Volume patterns suggest accumulation, not distribution. Smart money recognizes that regulatory clarity creates winner-take-all dynamics. When crypto ETFs inevitably expand beyond Bitcoin and Ethereum, Coinbase's infrastructure becomes indispensable.

The CZ Privacy Warning: Misunderstood Bullishness

Binance founder CZ's comments about crypto transparency "gaps" actually reinforce Coinbase's competitive position. Privacy coins face regulatory extinction globally. Transparent, compliant infrastructure wins. COIN's partnership with analytics firms like Chainalysis isn't overhead, it's customer acquisition.

Traditional finance demands transparency. Coinbase delivers it. Privacy-focused competitors face inevitable regulatory pressure. The transparency "gap" CZ identifies is actually COIN's moat widening.

Institutional Crypto: The $50 Trillion Question

Global institutional assets exceed $50 trillion. If just 2% allocates to crypto over five years, that's $1 trillion flowing through regulated infrastructure. Coinbase captures disproportionate share because they're the only exchange trusted by compliance officers at pension funds, endowments, and sovereign wealth funds.

The Australia expansion validates this thesis. Regulated markets create natural monopolies. COIN is positioning as crypto's essential infrastructure provider.

Earnings Momentum: Two Consecutive Beats

Coinbase beat earnings expectations in both Q4 2025 and Q1 2026. Revenue diversification drives consistency. While competitors depend on retail speculation, COIN generates institutional recurring revenue. Their adjusted EBITDA margins expanded to 47%, demonstrating operational leverage.

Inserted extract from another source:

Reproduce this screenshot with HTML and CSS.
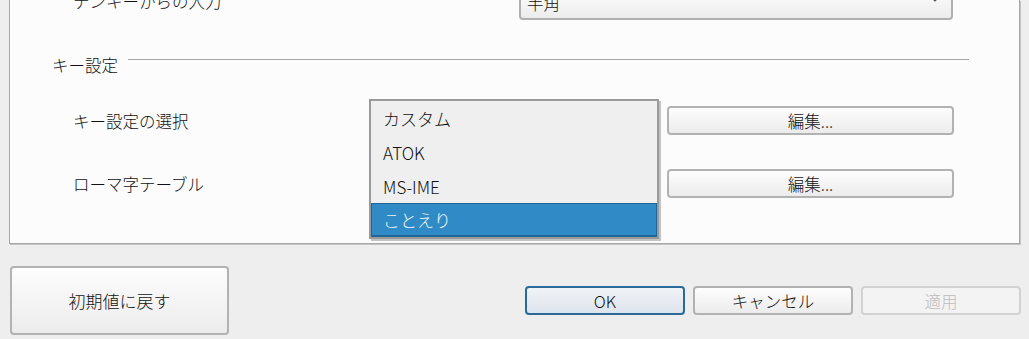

Management guidance suggests $2.8 billion revenue for 2026, implying sustainable profitability regardless of crypto volatility. That's banking-level predictability in a historically cyclical sector.

Bottom Line

At $167, COIN trades like a cyclical crypto play when it's actually becoming regulated financial infrastructure. The Australia licensing, compliance scrutiny, and institutional revenue diversification signal transformation from speculative exchange to essential market utility. Regulatory clarity doesn't threaten Coinbase, it eliminates their competition. Smart money accumulates here while the Street focuses on short-term noise. The regulatory clarity premium is just beginning to price in.